→ **YOUR GOAL**
Please pull out every line that includes the string "React".

════════════════

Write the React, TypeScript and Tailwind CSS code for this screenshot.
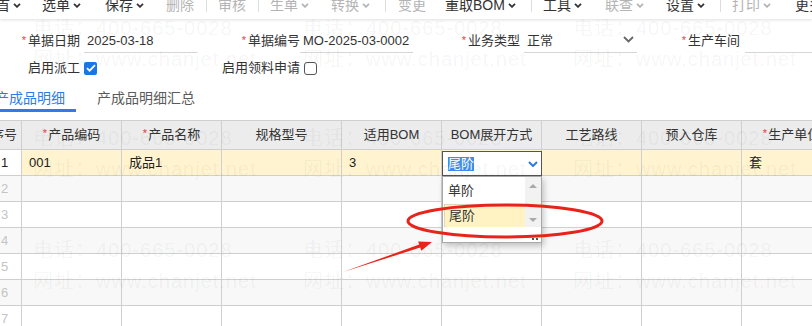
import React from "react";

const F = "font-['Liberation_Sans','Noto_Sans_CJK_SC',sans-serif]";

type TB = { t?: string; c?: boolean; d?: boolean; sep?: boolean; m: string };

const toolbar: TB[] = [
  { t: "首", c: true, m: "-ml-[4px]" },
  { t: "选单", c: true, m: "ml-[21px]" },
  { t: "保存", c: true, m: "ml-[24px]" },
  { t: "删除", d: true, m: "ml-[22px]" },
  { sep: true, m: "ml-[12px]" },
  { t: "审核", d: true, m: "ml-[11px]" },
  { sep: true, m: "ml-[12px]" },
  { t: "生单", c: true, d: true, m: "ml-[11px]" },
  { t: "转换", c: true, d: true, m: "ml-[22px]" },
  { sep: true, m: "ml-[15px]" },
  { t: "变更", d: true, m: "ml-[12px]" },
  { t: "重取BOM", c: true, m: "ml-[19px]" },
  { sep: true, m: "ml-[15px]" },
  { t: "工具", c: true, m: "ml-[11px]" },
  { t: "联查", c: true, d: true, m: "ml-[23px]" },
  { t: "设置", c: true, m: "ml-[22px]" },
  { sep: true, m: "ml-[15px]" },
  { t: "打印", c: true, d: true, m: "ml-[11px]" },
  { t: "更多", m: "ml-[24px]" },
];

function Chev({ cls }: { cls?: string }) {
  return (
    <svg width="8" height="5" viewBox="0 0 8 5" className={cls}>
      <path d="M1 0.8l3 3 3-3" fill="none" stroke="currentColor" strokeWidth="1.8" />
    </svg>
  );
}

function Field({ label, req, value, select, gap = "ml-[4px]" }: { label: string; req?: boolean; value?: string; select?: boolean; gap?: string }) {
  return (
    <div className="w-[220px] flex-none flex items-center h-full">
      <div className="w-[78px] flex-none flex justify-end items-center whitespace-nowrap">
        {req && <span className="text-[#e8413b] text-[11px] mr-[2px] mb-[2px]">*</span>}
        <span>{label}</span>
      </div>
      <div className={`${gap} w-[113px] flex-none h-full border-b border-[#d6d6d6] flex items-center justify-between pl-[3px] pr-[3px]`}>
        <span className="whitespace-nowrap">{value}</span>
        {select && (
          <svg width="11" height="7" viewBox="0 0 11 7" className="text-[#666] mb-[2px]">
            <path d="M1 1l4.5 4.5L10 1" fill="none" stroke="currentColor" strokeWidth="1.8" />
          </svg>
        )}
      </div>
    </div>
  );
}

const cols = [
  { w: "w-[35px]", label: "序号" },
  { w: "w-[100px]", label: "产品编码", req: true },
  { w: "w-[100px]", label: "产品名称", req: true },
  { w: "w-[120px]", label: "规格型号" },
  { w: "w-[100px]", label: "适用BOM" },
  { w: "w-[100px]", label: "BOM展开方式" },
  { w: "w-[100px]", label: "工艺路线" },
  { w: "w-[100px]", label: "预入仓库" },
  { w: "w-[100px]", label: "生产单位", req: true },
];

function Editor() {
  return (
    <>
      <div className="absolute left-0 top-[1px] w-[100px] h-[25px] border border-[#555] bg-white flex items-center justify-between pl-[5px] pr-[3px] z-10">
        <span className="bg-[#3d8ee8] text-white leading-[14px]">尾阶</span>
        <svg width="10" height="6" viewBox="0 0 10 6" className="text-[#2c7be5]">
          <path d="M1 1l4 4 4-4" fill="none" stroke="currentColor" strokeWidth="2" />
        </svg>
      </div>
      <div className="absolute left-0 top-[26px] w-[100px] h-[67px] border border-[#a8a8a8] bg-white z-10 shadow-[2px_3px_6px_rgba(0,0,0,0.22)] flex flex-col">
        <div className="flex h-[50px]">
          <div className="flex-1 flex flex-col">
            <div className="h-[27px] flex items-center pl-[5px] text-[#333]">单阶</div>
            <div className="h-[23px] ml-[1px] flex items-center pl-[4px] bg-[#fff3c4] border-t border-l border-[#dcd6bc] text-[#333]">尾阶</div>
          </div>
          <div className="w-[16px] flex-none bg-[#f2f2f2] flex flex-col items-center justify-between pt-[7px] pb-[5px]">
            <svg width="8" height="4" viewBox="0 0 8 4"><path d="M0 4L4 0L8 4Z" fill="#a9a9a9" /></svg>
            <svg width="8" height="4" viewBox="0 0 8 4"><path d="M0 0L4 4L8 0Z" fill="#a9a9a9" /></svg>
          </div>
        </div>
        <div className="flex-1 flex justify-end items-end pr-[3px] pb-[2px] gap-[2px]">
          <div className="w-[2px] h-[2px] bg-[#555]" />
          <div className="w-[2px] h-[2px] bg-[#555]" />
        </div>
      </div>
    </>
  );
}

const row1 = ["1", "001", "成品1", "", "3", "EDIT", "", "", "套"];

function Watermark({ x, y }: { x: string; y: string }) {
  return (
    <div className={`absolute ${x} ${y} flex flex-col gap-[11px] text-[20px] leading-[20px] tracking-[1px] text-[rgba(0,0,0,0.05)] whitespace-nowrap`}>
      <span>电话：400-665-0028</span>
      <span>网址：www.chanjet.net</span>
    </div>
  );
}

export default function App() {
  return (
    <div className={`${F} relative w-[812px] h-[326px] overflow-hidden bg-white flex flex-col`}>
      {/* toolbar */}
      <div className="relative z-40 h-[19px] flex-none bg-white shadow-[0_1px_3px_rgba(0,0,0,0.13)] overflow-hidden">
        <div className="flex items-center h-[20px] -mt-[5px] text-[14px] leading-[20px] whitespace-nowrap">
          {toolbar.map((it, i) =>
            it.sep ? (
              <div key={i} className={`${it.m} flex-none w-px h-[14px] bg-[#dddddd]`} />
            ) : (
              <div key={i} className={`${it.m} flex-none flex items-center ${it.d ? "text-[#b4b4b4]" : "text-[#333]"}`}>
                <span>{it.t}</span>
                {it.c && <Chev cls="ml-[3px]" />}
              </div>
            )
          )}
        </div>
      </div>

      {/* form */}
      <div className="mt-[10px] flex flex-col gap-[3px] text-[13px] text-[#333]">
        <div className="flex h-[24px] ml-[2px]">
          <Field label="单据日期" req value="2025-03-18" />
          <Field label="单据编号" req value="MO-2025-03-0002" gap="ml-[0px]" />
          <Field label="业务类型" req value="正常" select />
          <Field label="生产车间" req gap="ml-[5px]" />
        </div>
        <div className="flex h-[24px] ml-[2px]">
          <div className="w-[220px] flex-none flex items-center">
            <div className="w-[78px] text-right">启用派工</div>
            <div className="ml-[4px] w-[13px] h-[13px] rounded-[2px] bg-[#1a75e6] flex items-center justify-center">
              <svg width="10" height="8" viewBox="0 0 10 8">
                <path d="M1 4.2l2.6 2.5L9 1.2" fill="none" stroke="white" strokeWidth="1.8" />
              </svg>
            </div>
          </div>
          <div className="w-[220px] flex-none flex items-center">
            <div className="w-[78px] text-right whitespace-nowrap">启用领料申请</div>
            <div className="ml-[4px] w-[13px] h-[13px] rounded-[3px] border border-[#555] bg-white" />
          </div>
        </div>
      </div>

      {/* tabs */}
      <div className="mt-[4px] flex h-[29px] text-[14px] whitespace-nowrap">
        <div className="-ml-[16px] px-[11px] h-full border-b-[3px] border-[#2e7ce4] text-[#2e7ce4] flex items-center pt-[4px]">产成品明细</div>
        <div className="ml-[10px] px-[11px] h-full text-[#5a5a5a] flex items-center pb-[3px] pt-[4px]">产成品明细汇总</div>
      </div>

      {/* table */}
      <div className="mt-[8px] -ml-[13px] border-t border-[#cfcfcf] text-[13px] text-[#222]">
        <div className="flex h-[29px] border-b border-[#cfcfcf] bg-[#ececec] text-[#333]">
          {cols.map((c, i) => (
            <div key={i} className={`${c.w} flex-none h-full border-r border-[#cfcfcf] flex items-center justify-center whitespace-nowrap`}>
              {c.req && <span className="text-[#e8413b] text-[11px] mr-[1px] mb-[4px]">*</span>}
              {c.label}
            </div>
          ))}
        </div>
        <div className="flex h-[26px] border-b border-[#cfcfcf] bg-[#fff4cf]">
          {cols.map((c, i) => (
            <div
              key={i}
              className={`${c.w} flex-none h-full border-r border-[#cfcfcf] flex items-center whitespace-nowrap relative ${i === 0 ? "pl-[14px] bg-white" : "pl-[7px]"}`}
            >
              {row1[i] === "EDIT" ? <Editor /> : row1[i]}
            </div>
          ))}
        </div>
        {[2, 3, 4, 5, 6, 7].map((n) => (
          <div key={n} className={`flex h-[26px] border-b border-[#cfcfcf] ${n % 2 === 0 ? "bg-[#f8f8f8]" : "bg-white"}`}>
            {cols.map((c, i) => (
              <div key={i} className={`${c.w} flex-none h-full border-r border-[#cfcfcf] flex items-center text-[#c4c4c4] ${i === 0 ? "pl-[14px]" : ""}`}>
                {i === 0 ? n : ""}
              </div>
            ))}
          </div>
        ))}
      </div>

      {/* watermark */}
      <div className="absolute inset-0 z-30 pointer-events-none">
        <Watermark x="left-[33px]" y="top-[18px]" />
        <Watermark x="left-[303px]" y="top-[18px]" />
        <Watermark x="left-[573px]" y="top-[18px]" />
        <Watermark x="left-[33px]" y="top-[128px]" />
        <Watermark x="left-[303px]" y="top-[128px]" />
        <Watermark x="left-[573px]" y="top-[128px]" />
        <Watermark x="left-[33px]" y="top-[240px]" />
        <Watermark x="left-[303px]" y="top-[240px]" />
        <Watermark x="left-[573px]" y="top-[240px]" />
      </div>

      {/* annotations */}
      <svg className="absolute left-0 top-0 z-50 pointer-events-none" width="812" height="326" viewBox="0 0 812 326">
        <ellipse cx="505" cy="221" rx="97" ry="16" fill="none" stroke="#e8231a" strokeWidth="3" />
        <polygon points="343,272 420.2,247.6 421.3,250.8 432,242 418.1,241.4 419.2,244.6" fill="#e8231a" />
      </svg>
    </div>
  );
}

════════════════

→ **TASK ANSWER**
Write the React, TypeScript and Tailwind CSS code for this screenshot.
import React from "react";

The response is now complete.